Tennessee Titans Career
In 1996, Bud Adams, the owner of the National Football League’s Houston Oilers announced he would move his team to Nashville. That same year, while the team was in still in Houston, Keith began hosting a pre-game show for Tennessee stations that carried the Oilers games. He served as the network’s scoreboard host in 1997 before moving into the booth as color analyst in 1998. In 1999, Keith took over the play-by-play duties.

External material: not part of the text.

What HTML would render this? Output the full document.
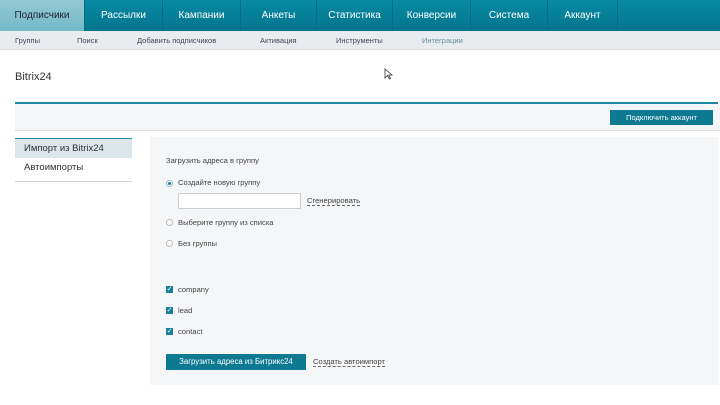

Since taking over the play-by-play role, Keith has consistently announced every Titans touchdown with his signature phrase, "Touchdown Titans!" National media often rerun Titans highlights and capture this phrase within the highlights. Keith's most famous call is that of the Music City Miracle, near the end of his first season as play-by-play announcer. The unbelievable play resulted in a last-minute Titans win that kept them alive in the 1999-2000 NFL Playoffs and eventually led the team to Super Bowl XXXIV.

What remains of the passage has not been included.